ところで、我が家の連絡手段は、主にFaceTimeというアプリでのビデオ通話です。単なる連絡事項も、なぜかいつもビデオ付き。今回紹介した研究結果から察するに、どうやら音声だけでも対面とそう変わらないみたいですよね。これからは、音声通話に切り替えてもいいかもしれないなと思っています。

参考文献
1. Seltzer、 L. J.、 Ziegler、 T. E. & Pollak、 S. D. Social vocalizations can release oxytocin in humans. Proc. Biol. Sci. 277、 2661–2666 (2010).
2. Seltzer、 L. J.、 Prososki、 A. R.、 Ziegler、 T. E. & Pollak、 S. D. Instant messages vs. speech: hormones and why we still need to hear each other. Evol. Hum. Behav. 33、 42–45 (2012).
3. Kruger、 J.、 Epley、 N.、 Parker、 J. & Ng、 Z.-W. Egocentrism over e-mail: Can we communicate as well as we think? J. Pers. Soc. Psychol. 89、 925–936 (2005).
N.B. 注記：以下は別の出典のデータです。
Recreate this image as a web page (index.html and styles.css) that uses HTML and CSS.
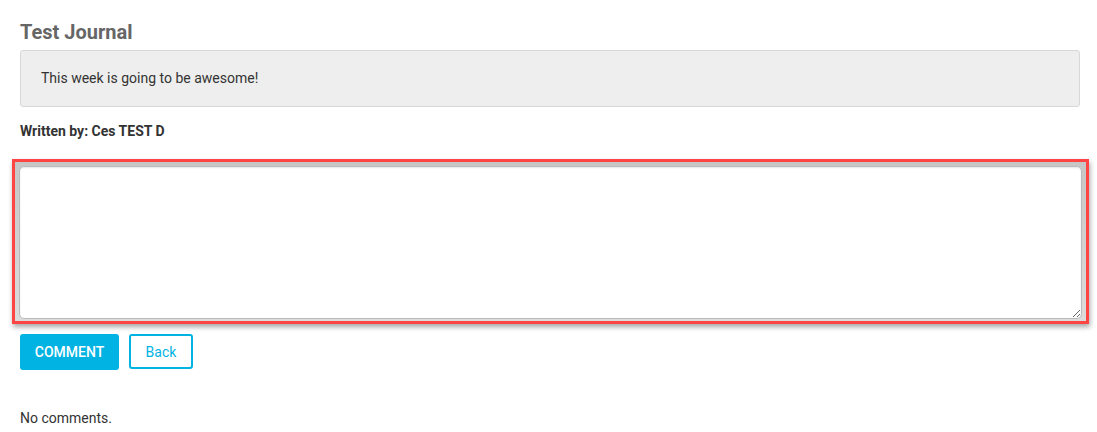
FILE: index.html
```html
<!DOCTYPE html>
<html>
<head>
<meta charset="utf-8">
<link rel="stylesheet" href="styles.css">
</head>
<body>
<div class="page">
  <h4 class="title">Test Journal</h4>
  <div class="entry">This week is going to be awesome!</div>
  <div class="author">Written by: Ces TEST D</div>
  <div class="highlight">
    <textarea class="comment-box"></textarea>
  </div>
  <div class="actions">
    <button class="btn btn-primary">COMMENT</button>
    <button class="btn btn-outline">Back</button>
  </div>
  <p class="empty">No comments.</p>
</div>
</body>
</html>
```

FILE: styles.css
```css
html, body {
  margin: 0;
  padding: 0;
  background: #fff;
}
body {
  font-family: Roboto, "Liberation Sans", sans-serif;
  font-size: 14px;
  color: #333;
}
.page {
  padding: 21px 17px 0 20px;
}
.title {
  margin: 0 0 7px 0;
  font-size: 20px;
  line-height: 22px;
  font-weight: 700;
  color: #666;
}
.entry {
  background: #eee;
  border: 1px solid #d8d8d8;
  border-radius: 3px;
  padding: 17px 20px 18px 20px;
  line-height: 20px;
}
.author {
  margin-top: 15px;
  font-size: 14px;
  font-weight: 700;
  line-height: 18px;
}
.highlight {
  margin: 19px -9px 0 -8px;
  border: 3px solid #f44;
  padding: 4px 4px 2px 4px;
  background: linear-gradient(#c6c6c6, #dcdcdc);
  box-shadow: 1px 3px 5px rgba(0,0,0,0.35);
  display: flex;
}
.comment-box {
  flex: 1;
  height: 153px;
  box-sizing: border-box;
  border: 1px solid #bbb;
  border-radius: 5px;
  background: #fff;
  margin: 0;
  padding: 6px;
  font-family: inherit;
  font-size: 14px;
  box-shadow: inset 0 1px 2px rgba(0,0,0,0.1);
}
.actions {
  display: flex;
  gap: 10px;
  margin-top: 10px;
  align-items: flex-start;
}
.btn {
  font-family: inherit;
  font-size: 14px;
  border-radius: 3px;
  height: 36px;
  margin: 0;
  cursor: pointer;
}
.btn-primary {
  background: #00b3e3;
  color: #fff;
  border: none;
  font-weight: 500;
  width: 99px;
  padding: 0;
}
.btn-outline {
  background: #fff;
  color: #00b3e3;
  border: 2px solid #00b3e3;
  height: 35px;
  width: 64px;
  padding: 0;
}
.empty {
  margin: 38px 0 0 0;
  line-height: 20px;
}
```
4. Newton、 L. Overconfidence in the communication of intent: Heard and unheard melodies. Unpublished doctoral dissertation、 Stanford University、 Stanford、 CA (1990).
5. Torrez、 B.、 Wakslak、 C. & Amit、 E. Dynamic distance: Use of visual and verbal means of communication as social signals. J. Exp. Soc. Psychol. 85、 103849 (2019).